** Start INFORMATION PROVIDED **
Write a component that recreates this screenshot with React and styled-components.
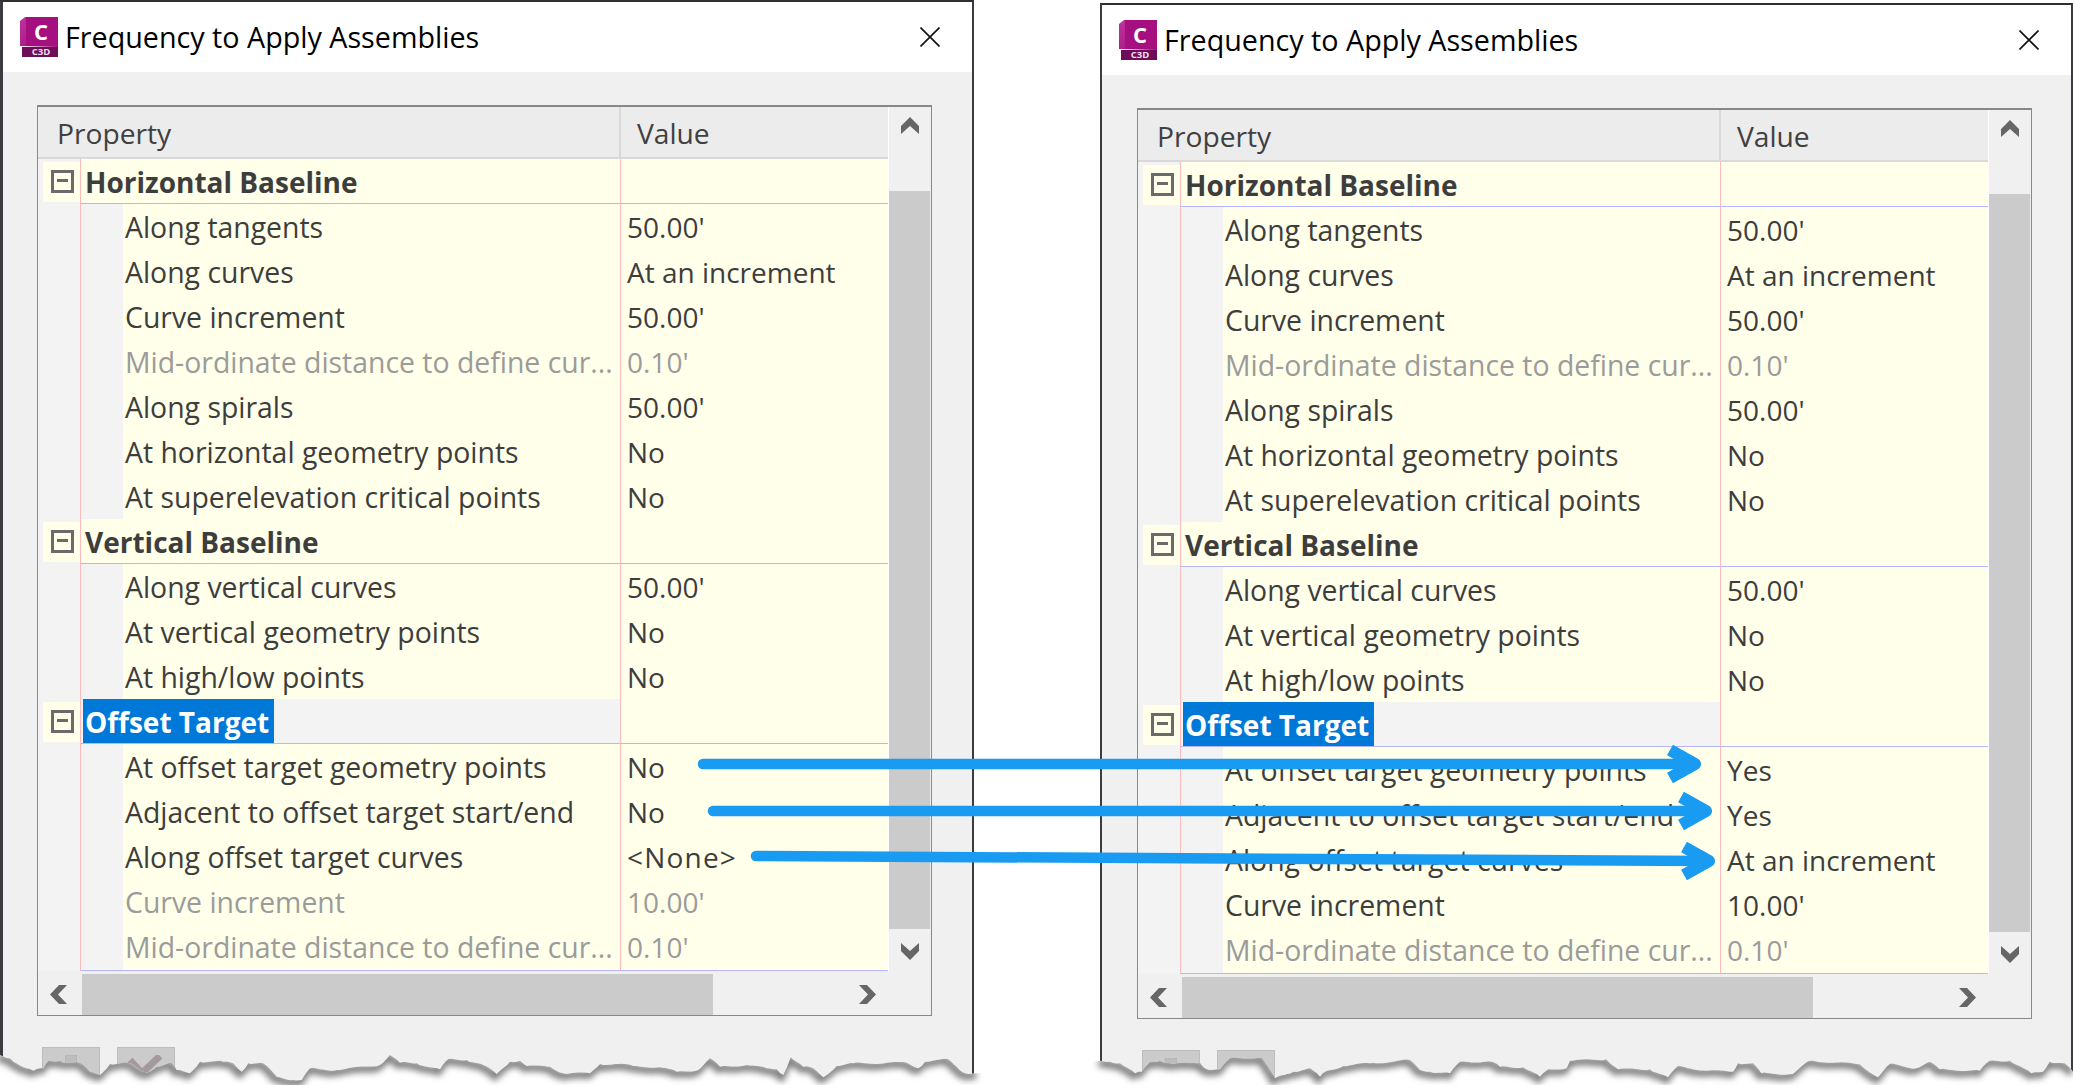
import React from 'react';
import styled, { createGlobalStyle } from 'styled-components';

const Global = createGlobalStyle`
  html, body { margin: 0; padding: 0; background: #fff; }
  body { font-family: "Open Sans", "Noto Sans", sans-serif; }
`;

const Page = styled.div`
  position: relative;
  display: flex;
  width: 2073px;
  height: 1085px;
  overflow: hidden;
  background: #fff;
`;

const Window = styled.section`
  flex: none;
  box-sizing: border-box;
  width: ${p => p.$width}px;
  height: ${p => 1085 - p.$top}px;
  margin-top: ${p => p.$top}px;
  margin-left: ${p => p.$left}px;
  background: #f0f0f0;
  border-top: 2px solid #2f2f33;
  border-left: ${p => p.$edge}px solid #3b3b40;
  border-right: 2px solid #3b3b40;
`;

const TitleBar = styled.header`
  box-sizing: border-box;
  display: flex;
  align-items: center;
  height: 70px;
  padding: 0 32px 0 17px;
  background: #fff;
  color: #000;
  font-size: 28.7px;
`;

const TitleText = styled.span`
  margin: 0 0 1px 7px;
  flex: 1;
`;

const Logo = styled.svg`
  width: 38px;
  height: 40px;
  flex: none;
`;

const Close = styled.svg`
  width: 20px;
  height: 20px;
  flex: none;
`;

const Panel = styled.div`
  box-sizing: border-box;
  width: 895px;
  height: 911px;
  margin: 33px 0 0 ${p => p.$inset}px;
  border: 1px solid #888;
  border-top-width: 2px;
  display: grid;
  grid-template-columns: 851px 1fr;
  grid-template-rows: 864px 1fr;
`;

const TableArea = styled.div`
  border-right: 1px solid #fff;
  background: #f3f3f3;
`;

const HeaderRow = styled.div`
  display: grid;
  grid-template-columns: 583px 1fr;
  height: 50px;
  background: #ececec;
  border-bottom: 2px solid #d9d9d9;
  color: #404040;
  font-size: 28.2px;
  line-height: 53px;
`;

const HeaderCell = styled.div`
  padding-left: ${p => p.$pad}px;
  border-right: ${p => (p.$divider ? '2px solid #d9d9d9' : '0')};
`;

const Row = styled.div`
  display: grid;
  grid-template-columns: 42px 540px 1fr;
  height: 45px;
  box-sizing: border-box;
  font-size: 28.4px;
  line-height: 46px;
  color: ${p => (p.$muted ? '#9b9b9b' : '#3d3d3d')};
  white-space: nowrap;
`;

const Gutter = styled.div`
  display: flex;
  align-items: center;
  padding-left: 5px;
  background: #f3f3f3;
`;

const Toggle = styled.div`
  box-sizing: border-box;
  display: flex;
  align-items: center;
  width: 37px;
  height: 40px;
  padding-left: 8px;
  background: #ffffea;
`;

const MinusBox = styled.div`
  position: relative;
  box-sizing: border-box;
  width: 23px;
  height: 23px;
  border: 3px solid #6a6a6a;
  &::after {
    content: '';
    position: absolute;
    left: 3px;
    right: 3px;
    top: 6px;
    height: 3px;
    background: #6a6a6a;
  }
`;

const NameCell = styled.div`
  box-sizing: border-box;
  border-left: 1px solid #ffbcbc;
  border-bottom: 1px solid #b6b6ff;
  display: flex;
  background: ${p => (p.$plain ? '#f3f3f3' : '#ffffea')};
`;

const Indent = styled.div`
  flex: none;
  width: 42px;
  background: #f3f3f3;
`;

const Name = styled.span`
  padding-left: 2px;
  overflow: hidden;
`;

const GroupName = styled.span`
  height: 44px;
  padding: 0 5px 0 2px;
  margin-left: 2px;
  font-weight: 700;
  font-size: 28px;
  color: ${p => (p.$selected ? '#fff' : '#3d3d3d')};
  background: ${p => (p.$selected ? '#0078d7' : 'transparent')};
`;

const ValueCell = styled.div`
  box-sizing: border-box;
  padding-left: 6px;
  border-left: 1px solid #ffbcbc;
  border-bottom: 1px solid #b6b6ff;
  background: #ffffea;
  font-size: 28px;
  letter-spacing: ${p => (p.$wide ? '1.2px' : '0')};
`;

const VScroll = styled.div`
  display: flex;
  flex-direction: column;
  align-items: center;
  padding-right: 1px;
`;

const VThumb = styled.div`
  align-self: stretch;
  height: 738px;
  margin: 57px 0 14px;
  background: #cbcbcb;
`;

const HScroll = styled.div`
  grid-column: 1 / 3;
  display: flex;
  align-items: center;
  height: 41px;
  margin-top: 3px;
`;

const HThumb = styled.div`
  flex: none;
  width: 631px;
  height: 41px;
  margin: 0 146px 0 15px;
  background: #cbcbcb;
`;

const Chevron = styled.svg`
  flex: none;
  display: block;
  margin: ${p => p.$margin || '0'};
`;

const Footer = styled.div`
  display: flex;
  gap: 17px;
  margin: 31px 0 0 ${p => p.$inset}px;
`;

const FootButton = styled.div`
  display: flex;
  justify-content: center;
  box-sizing: border-box;
  width: 58px;
  height: 40px;
  padding-top: 7px;
  background: #cbcbcb;
  border: 1px solid #bdbdbd;
`;

const Overlay = styled.svg`
  position: absolute;
  left: 0;
  top: 0;
  width: 2073px;
  height: 1085px;
  pointer-events: none;
`;

const data = (yes) => [
  { g: 'Horizontal Baseline' },
  { n: 'Along tangents', v: "50.00'" },
  { n: 'Along curves', v: 'At an increment' },
  { n: 'Curve increment', v: "50.00'" },
  { n: 'Mid-ordinate distance to define cur...', v: "0.10'", m: 1 },
  { n: 'Along spirals', v: "50.00'" },
  { n: 'At horizontal geometry points', v: 'No' },
  { n: 'At superelevation critical points', v: 'No' },
  { g: 'Vertical Baseline' },
  { n: 'Along vertical curves', v: "50.00'" },
  { n: 'At vertical geometry points', v: 'No' },
  { n: 'At high/low points', v: 'No' },
  { g: 'Offset Target', s: 1 },
  { n: 'At offset target geometry points', v: yes ? 'Yes' : 'No' },
  { n: 'Adjacent to offset target start/end', v: yes ? 'Yes' : 'No' },
  { n: 'Along offset target curves', v: yes ? 'At an increment' : '<None>', w: !yes },
  { n: 'Curve increment', v: "10.00'", m: yes ? 0 : 1 },
  { n: 'Mid-ordinate distance to define cur...', v: "0.10'", m: 1 },
];

const CHEV = {
  up: { w: 18, h: 17, p: '0,9 9,0 18,9 18,17 9,9 0,17' },
  down: { w: 18, h: 17, p: '0,0 9,8 18,0 18,8 9,17 0,8' },
  left: { w: 17, h: 19, p: '9,0 17,0 8,9.5 17,19 9,19 0,9.5' },
  right: { w: 17, h: 19, p: '0,0 8,0 17,9.5 8,19 0,19 9,9.5' },
};

function Chev({ dir, margin }) {
  const c = CHEV[dir];
  return (
    <Chevron $margin={margin} width={c.w} height={c.h} viewBox={`0 0 ${c.w} ${c.h}`}>
      <polygon points={c.p} fill="#666" />
    </Chevron>
  );
}

function AppLogo({ id }) {
  return (
    <Logo viewBox="0 0 38 40">
      <defs>
        <linearGradient id={id} x1="0" x2="1" y1="0" y2="1">
          <stop offset="0" stopColor="#c0329f" />
          <stop offset="1" stopColor="#9c0d78" />
        </linearGradient>
      </defs>
      <path d="M2 30 L2 40 L38 40 L38 30 Z" fill="#6e0d58" />
      <path d="M0 4 L5 0 L35 0 L38 4 L38 30 L0 29 Z" fill={`url(#${id})`} />
      <rect x="6" y="0" width="32" height="29" fill="#a60f80" />
      <text x="21" y="23" textAnchor="middle" fill="#fff" fontFamily="Open Sans" fontWeight="700" fontSize="22">C</text>
      <text x="21" y="38" textAnchor="middle" fill="#f4dcec" fontFamily="Open Sans" fontWeight="700" fontSize="9.5">C3D</text>
    </Logo>
  );
}

function Dialog({ id, width, top, left, edge, yes, showCheck }) {
  const inset = 37 - edge;
  return (
    <Window $width={width} $top={top} $left={left} $edge={edge}>
      <TitleBar>
        <AppLogo id={id} />
        <TitleText>Frequency to Apply Assemblies</TitleText>
        <Close viewBox="0 0 20 20">
          <path d="M0.5 0.5 L19.5 19.5 M19.5 0.5 L0.5 19.5" stroke="#111" strokeWidth="1.6" fill="none" />
        </Close>
      </TitleBar>
      <Panel $inset={inset}>
        <TableArea>
          <HeaderRow>
            <HeaderCell $pad={19} $divider>Property</HeaderCell>
            <HeaderCell $pad={16}>Value</HeaderCell>
          </HeaderRow>
          {data(yes).map((r, i) =>
            r.g ? (
              <Row key={i}>
                <Gutter>
                  <Toggle><MinusBox /></Toggle>
                </Gutter>
                <NameCell $plain={r.s}>
                  <GroupName $selected={r.s}>{r.g}</GroupName>
                </NameCell>
                <ValueCell />
              </Row>
            ) : (
              <Row key={i} $muted={r.m}>
                <Gutter />
                <NameCell>
                  <Indent />
                  <Name>{r.n}</Name>
                </NameCell>
                <ValueCell $wide={r.w}>{r.v}</ValueCell>
              </Row>
            )
          )}
        </TableArea>
        <VScroll>
          <Chev dir="up" margin="10px 0 0" />
          <VThumb />
          <Chev dir="down" />
        </VScroll>
        <HScroll>
          <Chev dir="left" margin="0 0 0 12px" />
          <HThumb />
          <Chev dir="right" />
        </HScroll>
      </Panel>
      <Footer $inset={inset + 5}>
        <FootButton>
          <svg width="12" height="9"><rect width="12" height="9" fill="#bdbdbd" stroke="#aaa" strokeDasharray="2 1" /></svg>
        </FootButton>
        <FootButton>
          {showCheck && (
            <svg width="38" height="26" viewBox="0 0 38 26">
              <path d="M3 5 L15 18 L33 1" stroke="#a49a9e" strokeWidth="7" fill="none" />
            </svg>
          )}
        </FootButton>
      </Footer>
    </Window>
  );
}

/* torn-paper edge traced from the picture: [x, y] in zoom units */
const conv = (pts, ox) => pts.map(([x, y]) => [ox + x / 3, 1030 + y / 3]);
const edgeA = [
  ...conv([[0,75],[30,85],[70,112],[100,122],[130,115],[145,92],[180,92],[200,98],[240,98],[270,125],[300,135],[330,102],[385,98],[420,120],[440,128],[470,110],[515,98],[530,120],[570,130],[600,95],[670,95],[700,100],[725,125],[745,100],[790,100],[830,140],[880,150],[905,150],[930,115],[960,118],[1010,120],[1140,105],[1170,75],[1200,98],[1250,100],[1320,118],[1345,87],[1400,90],[1450,105],[1490,132],[1530,95]], 0),
  ...conv([[0,92],[20,108],[90,110],[130,130],[210,130],[240,102],[295,102],[340,108],[420,112],[470,125],[535,120],[570,85],[600,110],[680,105],[740,115],[770,118],[790,135],[812,82],[850,110],[880,115],[910,142],[950,108],[1000,100],[1160,98],[1195,115],[1215,95],[1285,88],[1310,110],[1335,130],[1375,130]], 520),
];
const edgeB = [
  ...conv([[32,92],[60,95],[90,100],[135,130],[155,125],[180,95],[210,92],[250,102],[330,98],[350,118],[390,118],[420,85],[515,82],[555,145],[610,125],[660,115],[690,140],[705,125],[760,108],[840,100],[960,90],[990,120],[1020,125],[1080,130],[1110,95],[1205,95],[1230,110],[1300,112],[1350,140],[1375,118],[1430,115],[1440,92]], 1090),
  ...conv([[0,92],[100,88],[135,118],[230,118],[285,142],[315,108],[400,122],[480,125],[495,100],[540,100],[565,130],[660,132],[710,92],[860,103],[915,142],[950,102],[1030,115],[1070,95],[1100,118],[1220,122],[1250,92],[1310,92],[1375,130],[1410,125],[1430,95],[1475,100],[1500,125]], 1573),
];

function roughen(pts) {
  const out = [];
  let k = 0;
  for (let i = 0; i < pts.length - 1; i++) {
    const [x0, y0] = pts[i];
    const [x1, y1] = pts[i + 1];
    const n = Math.max(1, Math.round((x1 - x0) / 3));
    for (let j = 0; j < n; j++) {
      const t = j / n;
      const jit = j === 0 ? 0 : Math.sin(k * 12.9898) * 0.9;
      k++;
      out.push([x0 + (x1 - x0) * t, y0 + (y1 - y0) * t + jit]);
    }
  }
  out.push(pts[pts.length - 1]);
  return out;
}

const str = (a) => a.map(([x, y]) => `${x.toFixed(1)},${y.toFixed(1)}`).join(' ');

function TornEdge() {
  const a = roughen(edgeA);
  const b = roughen(edgeB);
  const region = `${str(a)} ${str(b)} 2073,1085 0,1085`;
  return (
    <>
      <defs>
        <clipPath id="tornClip"><polygon points={region} /></clipPath>
        <filter id="tornBlur" x="-5%" y="-200%" width="110%" height="500%">
          <feGaussianBlur stdDeviation="3" />
        </filter>
      </defs>
      <polygon points={region} fill="#fff" />
      <g clipPath="url(#tornClip)">
        <g filter="url(#tornBlur)" transform="translate(-2 2)" fill="none" stroke="#7d7d7d" strokeWidth="8">
          <polyline points={str(a)} />
          <polyline points={str(b)} />
        </g>
      </g>
    </>
  );
}

function Arrow({ x0, y0, x1, y1 }) {
  return (
    <g fill="none" stroke="#1a9bf2" strokeLinecap="round" strokeLinejoin="round">
      <path d={`M${x0} ${y0} L${x1 - 8} ${y1}`} strokeWidth="10.5" />
      <path d={`M${x1 - 31} ${y1 - 14} L${x1 - 6} ${y1} L${x1 - 31} ${y1 + 14}`} strokeLinecap="butt" strokeWidth="12" />
    </g>
  );
}

export default function App() {
  return (
    <Page>
      <Global />
      <Dialog id="lgA" width={974} top={0} left={0} edge={3} showCheck />
      <Dialog id="lgB" width={973} top={3} left={126} edge={2} yes />
      <Overlay viewBox="0 0 2073 1085">
        <TornEdge />
        <Arrow x0={703} y0={764} x1={1701} y1={764} />
        <Arrow x0={713} y0={811} x1={1712} y1={811} />
        <Arrow x0={756} y0={856} x1={1715} y1={861} />
      </Overlay>
    </Page>
  );
}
** End INFORMATION PROVIDED **
- [PROBLEM TO SOLVE]: Examine the data above and state how many of its lines contain the word "React", with no further remarks.

- [TASK ANSWER]: 2